# DATA LINES:

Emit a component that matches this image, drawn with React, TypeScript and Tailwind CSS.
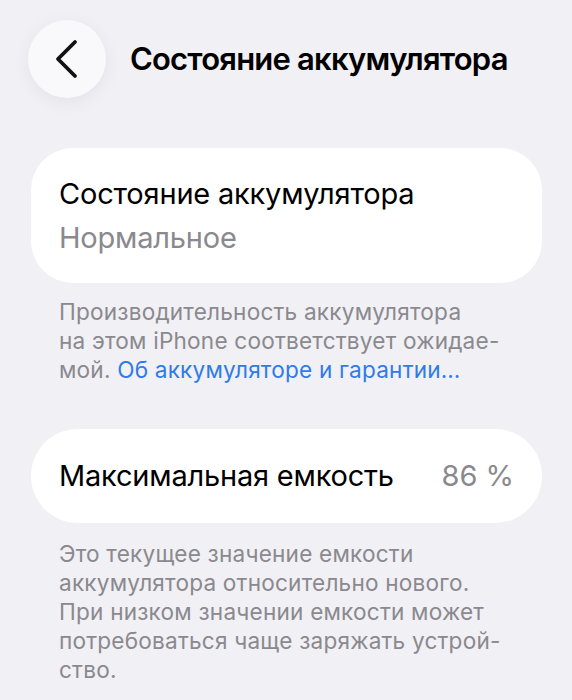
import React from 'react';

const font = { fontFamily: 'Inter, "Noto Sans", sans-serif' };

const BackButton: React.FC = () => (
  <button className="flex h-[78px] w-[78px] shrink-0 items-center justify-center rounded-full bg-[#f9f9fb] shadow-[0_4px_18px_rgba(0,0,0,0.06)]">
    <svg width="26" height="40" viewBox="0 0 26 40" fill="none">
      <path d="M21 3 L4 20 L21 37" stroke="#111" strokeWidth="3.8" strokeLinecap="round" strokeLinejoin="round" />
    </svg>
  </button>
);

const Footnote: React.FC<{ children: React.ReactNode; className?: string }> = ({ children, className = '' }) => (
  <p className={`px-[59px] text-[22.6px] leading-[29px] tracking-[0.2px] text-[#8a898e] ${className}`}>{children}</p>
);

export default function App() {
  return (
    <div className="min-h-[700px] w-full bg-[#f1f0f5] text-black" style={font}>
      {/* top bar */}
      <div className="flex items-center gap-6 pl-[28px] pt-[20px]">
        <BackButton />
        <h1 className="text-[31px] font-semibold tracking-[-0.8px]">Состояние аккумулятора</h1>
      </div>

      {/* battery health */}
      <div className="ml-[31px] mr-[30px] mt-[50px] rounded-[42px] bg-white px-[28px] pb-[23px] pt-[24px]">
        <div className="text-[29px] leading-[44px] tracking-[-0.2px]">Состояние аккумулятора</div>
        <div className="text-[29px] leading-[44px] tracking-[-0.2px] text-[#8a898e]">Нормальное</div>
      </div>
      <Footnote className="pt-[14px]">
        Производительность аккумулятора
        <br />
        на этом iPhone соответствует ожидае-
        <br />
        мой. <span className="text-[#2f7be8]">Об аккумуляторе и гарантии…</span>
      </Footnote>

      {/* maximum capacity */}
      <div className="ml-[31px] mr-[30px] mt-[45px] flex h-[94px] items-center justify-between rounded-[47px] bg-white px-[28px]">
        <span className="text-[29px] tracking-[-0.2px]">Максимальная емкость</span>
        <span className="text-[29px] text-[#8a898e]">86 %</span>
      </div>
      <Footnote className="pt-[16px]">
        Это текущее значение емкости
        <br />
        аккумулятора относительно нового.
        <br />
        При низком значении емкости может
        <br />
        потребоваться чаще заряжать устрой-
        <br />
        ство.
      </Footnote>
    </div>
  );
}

# TASK BRIEF:
Transcribe the listing in full. Omit the pictures and keep every line exact.

# COMPLETE RESPONSE:
Emit a component that matches this image, drawn with React, TypeScript and Tailwind CSS.
import React from 'react';

const font = { fontFamily: 'Inter, "Noto Sans", sans-serif' };

const BackButton: React.FC = () => (
  <button className="flex h-[78px] w-[78px] shrink-0 items-center justify-center rounded-full bg-[#f9f9fb] shadow-[0_4px_18px_rgba(0,0,0,0.06)]">
    <svg width="26" height="40" viewBox="0 0 26 40" fill="none">
      <path d="M21 3 L4 20 L21 37" stroke="#111" strokeWidth="3.8" strokeLinecap="round" strokeLinejoin="round" />
    </svg>
  </button>
);

const Footnote: React.FC<{ children: React.ReactNode; className?: string }> = ({ children, className = '' }) => (
  <p className={`px-[59px] text-[22.6px] leading-[29px] tracking-[0.2px] text-[#8a898e] ${className}`}>{children}</p>
);

export default function App() {
  return (
    <div className="min-h-[700px] w-full bg-[#f1f0f5] text-black" style={font}>
      {/* top bar */}
      <div className="flex items-center gap-6 pl-[28px] pt-[20px]">
        <BackButton />
        <h1 className="text-[31px] font-semibold tracking-[-0.8px]">Состояние аккумулятора</h1>
      </div>

      {/* battery health */}
      <div className="ml-[31px] mr-[30px] mt-[50px] rounded-[42px] bg-white px-[28px] pb-[23px] pt-[24px]">
        <div className="text-[29px] leading-[44px] tracking-[-0.2px]">Состояние аккумулятора</div>
        <div className="text-[29px] leading-[44px] tracking-[-0.2px] text-[#8a898e]">Нормальное</div>
      </div>
      <Footnote className="pt-[14px]">
        Производительность аккумулятора
        <br />
        на этом iPhone соответствует ожидае-
        <br />
        мой. <span className="text-[#2f7be8]">Об аккумуляторе и гарантии…</span>
      </Footnote>

      {/* maximum capacity */}
      <div className="ml-[31px] mr-[30px] mt-[45px] flex h-[94px] items-center justify-between rounded-[47px] bg-white px-[28px]">
        <span className="text-[29px] tracking-[-0.2px]">Максимальная емкость</span>
        <span className="text-[29px] text-[#8a898e]">86 %</span>
      </div>
      <Footnote className="pt-[16px]">
        Это текущее значение емкости
        <br />
        аккумулятора относительно нового.
        <br />
        При низком значении емкости может
        <br />
        потребоваться чаще заряжать устрой-
        <br />
        ство.
      </Footnote>
    </div>
  );
}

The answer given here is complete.